Only the lines from the start of the data through the line containing "const WARNING = 'M1" should be written out, exactly as they are, with both ends included and the pictures left out.

>>

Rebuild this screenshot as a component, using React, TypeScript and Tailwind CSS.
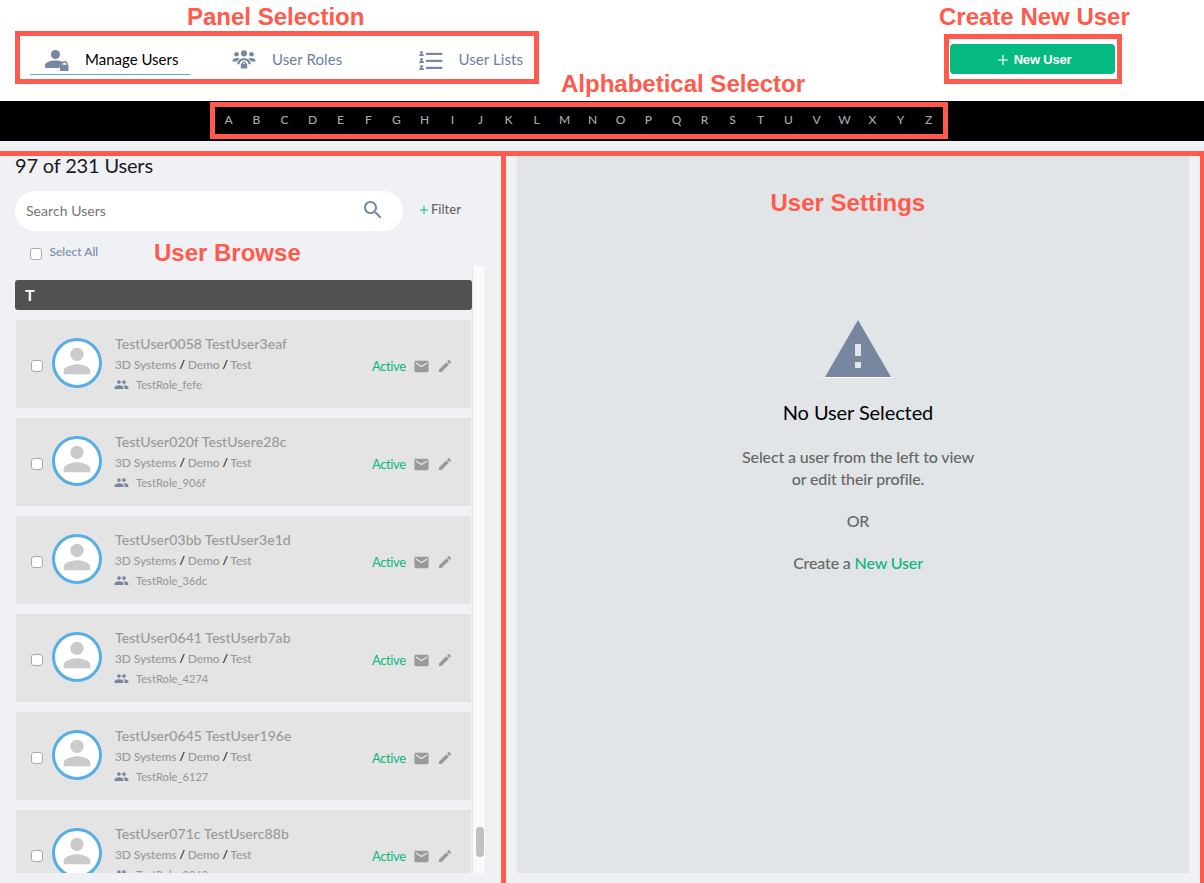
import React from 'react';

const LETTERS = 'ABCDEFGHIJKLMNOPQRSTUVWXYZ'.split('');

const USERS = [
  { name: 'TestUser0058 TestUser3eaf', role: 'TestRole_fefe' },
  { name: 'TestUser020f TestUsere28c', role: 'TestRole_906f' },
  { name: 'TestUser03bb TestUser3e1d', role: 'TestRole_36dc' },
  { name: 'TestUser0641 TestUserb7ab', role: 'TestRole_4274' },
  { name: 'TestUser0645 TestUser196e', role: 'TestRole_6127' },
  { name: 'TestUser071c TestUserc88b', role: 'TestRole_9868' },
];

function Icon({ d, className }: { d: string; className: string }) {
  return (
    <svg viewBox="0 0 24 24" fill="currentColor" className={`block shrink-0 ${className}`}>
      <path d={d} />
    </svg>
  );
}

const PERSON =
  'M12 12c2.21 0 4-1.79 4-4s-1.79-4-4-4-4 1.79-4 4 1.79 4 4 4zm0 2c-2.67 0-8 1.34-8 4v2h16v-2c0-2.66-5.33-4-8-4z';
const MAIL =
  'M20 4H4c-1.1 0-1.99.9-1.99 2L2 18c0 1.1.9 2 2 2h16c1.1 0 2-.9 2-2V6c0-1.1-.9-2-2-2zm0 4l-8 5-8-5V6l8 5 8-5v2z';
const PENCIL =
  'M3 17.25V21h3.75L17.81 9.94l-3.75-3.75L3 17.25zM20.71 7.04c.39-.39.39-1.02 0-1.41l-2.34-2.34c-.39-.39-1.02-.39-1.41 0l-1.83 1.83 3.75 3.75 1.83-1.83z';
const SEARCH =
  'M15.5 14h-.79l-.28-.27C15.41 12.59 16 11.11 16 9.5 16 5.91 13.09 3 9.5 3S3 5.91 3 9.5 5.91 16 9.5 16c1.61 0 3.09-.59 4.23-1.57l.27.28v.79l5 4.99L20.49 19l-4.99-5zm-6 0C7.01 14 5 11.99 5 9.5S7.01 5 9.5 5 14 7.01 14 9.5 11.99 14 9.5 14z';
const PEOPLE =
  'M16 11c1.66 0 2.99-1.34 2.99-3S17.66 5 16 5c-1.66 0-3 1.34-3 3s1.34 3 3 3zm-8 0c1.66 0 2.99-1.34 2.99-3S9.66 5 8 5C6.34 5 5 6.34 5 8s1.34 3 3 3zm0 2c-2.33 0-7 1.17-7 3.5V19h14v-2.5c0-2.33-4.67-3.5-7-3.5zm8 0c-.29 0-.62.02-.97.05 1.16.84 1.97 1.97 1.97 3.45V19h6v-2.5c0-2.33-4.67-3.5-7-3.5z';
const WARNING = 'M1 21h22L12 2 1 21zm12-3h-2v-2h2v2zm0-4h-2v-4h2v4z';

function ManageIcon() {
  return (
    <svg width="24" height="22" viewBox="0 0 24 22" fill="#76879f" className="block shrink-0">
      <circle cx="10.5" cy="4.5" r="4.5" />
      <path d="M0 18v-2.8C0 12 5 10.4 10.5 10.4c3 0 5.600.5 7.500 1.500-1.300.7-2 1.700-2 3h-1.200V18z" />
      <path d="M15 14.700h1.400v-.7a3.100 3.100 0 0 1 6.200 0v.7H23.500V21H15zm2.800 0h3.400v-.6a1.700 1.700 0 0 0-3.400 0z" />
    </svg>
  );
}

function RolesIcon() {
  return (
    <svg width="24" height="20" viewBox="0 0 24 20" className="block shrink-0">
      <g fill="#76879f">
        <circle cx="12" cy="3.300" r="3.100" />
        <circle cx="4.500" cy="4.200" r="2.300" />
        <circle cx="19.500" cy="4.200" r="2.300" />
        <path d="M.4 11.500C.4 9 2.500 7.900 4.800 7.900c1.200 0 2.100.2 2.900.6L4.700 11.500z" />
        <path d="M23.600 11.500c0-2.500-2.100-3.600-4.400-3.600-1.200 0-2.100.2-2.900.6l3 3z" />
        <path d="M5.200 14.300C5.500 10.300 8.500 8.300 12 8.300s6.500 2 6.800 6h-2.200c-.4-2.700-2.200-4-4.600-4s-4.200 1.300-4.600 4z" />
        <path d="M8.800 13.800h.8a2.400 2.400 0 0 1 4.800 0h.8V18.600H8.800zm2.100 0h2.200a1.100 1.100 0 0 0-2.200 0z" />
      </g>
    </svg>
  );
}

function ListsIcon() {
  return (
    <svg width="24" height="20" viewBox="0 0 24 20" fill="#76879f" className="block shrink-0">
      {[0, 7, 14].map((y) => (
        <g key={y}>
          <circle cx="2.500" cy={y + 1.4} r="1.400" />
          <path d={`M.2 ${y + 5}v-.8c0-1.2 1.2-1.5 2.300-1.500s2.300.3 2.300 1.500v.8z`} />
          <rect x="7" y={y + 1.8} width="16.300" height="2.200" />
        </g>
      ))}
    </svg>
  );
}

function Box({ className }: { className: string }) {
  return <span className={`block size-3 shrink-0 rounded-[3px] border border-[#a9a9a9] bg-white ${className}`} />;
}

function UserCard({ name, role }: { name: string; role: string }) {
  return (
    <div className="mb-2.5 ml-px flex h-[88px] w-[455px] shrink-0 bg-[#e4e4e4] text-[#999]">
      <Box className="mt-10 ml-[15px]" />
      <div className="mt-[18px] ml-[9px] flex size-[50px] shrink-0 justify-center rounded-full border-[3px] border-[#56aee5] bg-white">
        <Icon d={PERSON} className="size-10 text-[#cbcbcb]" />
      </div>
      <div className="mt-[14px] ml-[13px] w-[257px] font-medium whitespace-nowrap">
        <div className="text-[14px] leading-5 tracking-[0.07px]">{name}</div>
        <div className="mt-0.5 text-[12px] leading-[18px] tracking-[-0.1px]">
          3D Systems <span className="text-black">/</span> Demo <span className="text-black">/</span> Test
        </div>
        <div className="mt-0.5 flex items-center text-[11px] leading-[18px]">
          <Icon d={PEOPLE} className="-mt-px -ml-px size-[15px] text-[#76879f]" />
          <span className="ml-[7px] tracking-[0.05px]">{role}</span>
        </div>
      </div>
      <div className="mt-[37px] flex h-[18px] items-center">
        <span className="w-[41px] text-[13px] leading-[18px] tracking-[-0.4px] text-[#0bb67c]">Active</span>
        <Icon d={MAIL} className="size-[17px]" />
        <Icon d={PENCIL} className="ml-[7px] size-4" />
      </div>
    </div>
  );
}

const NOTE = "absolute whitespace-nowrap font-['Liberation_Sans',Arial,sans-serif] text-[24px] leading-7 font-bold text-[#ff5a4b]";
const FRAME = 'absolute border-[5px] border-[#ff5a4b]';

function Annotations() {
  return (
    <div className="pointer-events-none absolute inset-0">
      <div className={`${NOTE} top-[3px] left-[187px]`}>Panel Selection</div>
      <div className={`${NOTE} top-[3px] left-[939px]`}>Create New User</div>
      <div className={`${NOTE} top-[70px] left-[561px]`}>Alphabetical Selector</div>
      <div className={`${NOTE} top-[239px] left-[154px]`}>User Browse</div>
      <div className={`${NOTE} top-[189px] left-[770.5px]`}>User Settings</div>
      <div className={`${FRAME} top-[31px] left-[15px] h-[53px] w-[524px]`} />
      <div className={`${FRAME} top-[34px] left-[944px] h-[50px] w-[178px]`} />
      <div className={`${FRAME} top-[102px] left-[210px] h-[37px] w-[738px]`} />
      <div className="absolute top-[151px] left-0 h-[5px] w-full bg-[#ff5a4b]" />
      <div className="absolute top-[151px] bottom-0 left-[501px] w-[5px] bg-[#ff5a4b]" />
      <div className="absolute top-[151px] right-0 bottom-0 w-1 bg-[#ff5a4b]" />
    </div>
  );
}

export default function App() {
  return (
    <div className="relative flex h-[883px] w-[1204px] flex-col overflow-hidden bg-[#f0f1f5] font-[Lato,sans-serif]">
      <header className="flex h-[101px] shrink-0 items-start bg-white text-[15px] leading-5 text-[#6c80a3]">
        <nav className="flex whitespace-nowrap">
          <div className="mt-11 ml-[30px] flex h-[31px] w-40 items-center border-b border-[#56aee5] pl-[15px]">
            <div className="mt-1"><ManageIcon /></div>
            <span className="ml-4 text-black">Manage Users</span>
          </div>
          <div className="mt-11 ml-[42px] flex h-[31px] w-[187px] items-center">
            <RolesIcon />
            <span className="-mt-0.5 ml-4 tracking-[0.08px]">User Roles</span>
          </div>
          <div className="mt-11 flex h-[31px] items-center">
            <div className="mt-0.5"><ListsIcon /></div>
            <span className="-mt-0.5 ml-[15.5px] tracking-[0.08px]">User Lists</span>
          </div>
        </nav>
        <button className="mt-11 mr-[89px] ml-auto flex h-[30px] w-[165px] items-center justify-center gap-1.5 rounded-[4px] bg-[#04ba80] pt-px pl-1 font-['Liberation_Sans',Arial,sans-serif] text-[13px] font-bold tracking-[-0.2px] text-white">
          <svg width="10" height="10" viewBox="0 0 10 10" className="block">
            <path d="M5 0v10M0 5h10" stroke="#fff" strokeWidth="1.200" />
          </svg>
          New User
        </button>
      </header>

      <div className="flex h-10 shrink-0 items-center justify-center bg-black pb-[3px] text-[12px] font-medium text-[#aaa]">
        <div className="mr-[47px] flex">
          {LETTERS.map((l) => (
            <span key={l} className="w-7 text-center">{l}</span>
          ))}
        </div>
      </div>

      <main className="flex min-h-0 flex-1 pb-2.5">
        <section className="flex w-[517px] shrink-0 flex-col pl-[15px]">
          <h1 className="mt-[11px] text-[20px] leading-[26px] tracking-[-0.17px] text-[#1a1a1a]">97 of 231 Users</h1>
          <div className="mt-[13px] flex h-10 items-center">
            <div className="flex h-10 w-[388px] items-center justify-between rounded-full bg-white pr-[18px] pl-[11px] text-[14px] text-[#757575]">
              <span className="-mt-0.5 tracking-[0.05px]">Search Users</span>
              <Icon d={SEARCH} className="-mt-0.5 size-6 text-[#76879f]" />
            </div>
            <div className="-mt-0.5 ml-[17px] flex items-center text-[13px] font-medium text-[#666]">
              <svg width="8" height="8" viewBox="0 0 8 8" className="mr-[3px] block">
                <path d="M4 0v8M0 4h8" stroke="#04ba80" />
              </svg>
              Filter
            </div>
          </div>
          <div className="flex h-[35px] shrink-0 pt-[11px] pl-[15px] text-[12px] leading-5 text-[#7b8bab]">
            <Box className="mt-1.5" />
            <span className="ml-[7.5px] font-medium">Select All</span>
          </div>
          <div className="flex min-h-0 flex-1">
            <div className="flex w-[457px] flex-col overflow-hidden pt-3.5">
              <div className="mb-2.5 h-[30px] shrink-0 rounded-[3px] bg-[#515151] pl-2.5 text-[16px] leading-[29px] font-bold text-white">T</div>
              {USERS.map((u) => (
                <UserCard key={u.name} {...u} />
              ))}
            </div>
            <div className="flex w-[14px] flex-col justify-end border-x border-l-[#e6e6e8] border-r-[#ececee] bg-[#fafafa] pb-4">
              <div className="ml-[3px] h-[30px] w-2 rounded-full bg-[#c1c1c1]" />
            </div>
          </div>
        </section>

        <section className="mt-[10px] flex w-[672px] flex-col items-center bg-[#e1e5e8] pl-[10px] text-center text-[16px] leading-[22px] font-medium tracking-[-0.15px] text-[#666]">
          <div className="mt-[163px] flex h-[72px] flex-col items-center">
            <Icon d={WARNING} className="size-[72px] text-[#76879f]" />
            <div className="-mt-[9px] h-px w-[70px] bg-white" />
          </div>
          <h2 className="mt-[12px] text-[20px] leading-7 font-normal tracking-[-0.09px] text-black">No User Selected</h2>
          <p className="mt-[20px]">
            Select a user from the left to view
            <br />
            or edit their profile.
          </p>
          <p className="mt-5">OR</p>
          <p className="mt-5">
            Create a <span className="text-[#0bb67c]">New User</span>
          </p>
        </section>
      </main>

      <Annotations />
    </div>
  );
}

<<

# THE COMPLETED TASK:
Rebuild this screenshot as a component, using React, TypeScript and Tailwind CSS.
import React from 'react';

const LETTERS = 'ABCDEFGHIJKLMNOPQRSTUVWXYZ'.split('');

const USERS = [
  { name: 'TestUser0058 TestUser3eaf', role: 'TestRole_fefe' },
  { name: 'TestUser020f TestUsere28c', role: 'TestRole_906f' },
  { name: 'TestUser03bb TestUser3e1d', role: 'TestRole_36dc' },
  { name: 'TestUser0641 TestUserb7ab', role: 'TestRole_4274' },
  { name: 'TestUser0645 TestUser196e', role: 'TestRole_6127' },
  { name: 'TestUser071c TestUserc88b', role: 'TestRole_9868' },
];

function Icon({ d, className }: { d: string; className: string }) {
  return (
    <svg viewBox="0 0 24 24" fill="currentColor" className={`block shrink-0 ${className}`}>
      <path d={d} />
    </svg>
  );
}

const PERSON =
  'M12 12c2.21 0 4-1.79 4-4s-1.79-4-4-4-4 1.79-4 4 1.79 4 4 4zm0 2c-2.67 0-8 1.34-8 4v2h16v-2c0-2.66-5.33-4-8-4z';
const MAIL =
  'M20 4H4c-1.1 0-1.99.9-1.99 2L2 18c0 1.1.9 2 2 2h16c1.1 0 2-.9 2-2V6c0-1.1-.9-2-2-2zm0 4l-8 5-8-5V6l8 5 8-5v2z';
const PENCIL =
  'M3 17.25V21h3.75L17.81 9.94l-3.75-3.75L3 17.25zM20.71 7.04c.39-.39.39-1.02 0-1.41l-2.34-2.34c-.39-.39-1.02-.39-1.41 0l-1.83 1.83 3.75 3.75 1.83-1.83z';
const SEARCH =
  'M15.5 14h-.79l-.28-.27C15.41 12.59 16 11.11 16 9.5 16 5.91 13.09 3 9.5 3S3 5.91 3 9.5 5.91 16 9.5 16c1.61 0 3.09-.59 4.23-1.57l.27.28v.79l5 4.99L20.49 19l-4.99-5zm-6 0C7.01 14 5 11.99 5 9.5S7.01 5 9.5 5 14 7.01 14 9.5 11.99 14 9.5 14z';
const PEOPLE =
  'M16 11c1.66 0 2.99-1.34 2.99-3S17.66 5 16 5c-1.66 0-3 1.34-3 3s1.34 3 3 3zm-8 0c1.66 0 2.99-1.34 2.99-3S9.66 5 8 5C6.34 5 5 6.34 5 8s1.34 3 3 3zm0 2c-2.33 0-7 1.17-7 3.5V19h14v-2.5c0-2.33-4.67-3.5-7-3.5zm8 0c-.29 0-.62.02-.97.05 1.16.84 1.97 1.97 1.97 3.45V19h6v-2.5c0-2.33-4.67-3.5-7-3.5z';
const WARNING = 'M1 21h22L12 2 1 21zm12-3h-2v-2h2v2zm0-4h-2v-4h2v4z';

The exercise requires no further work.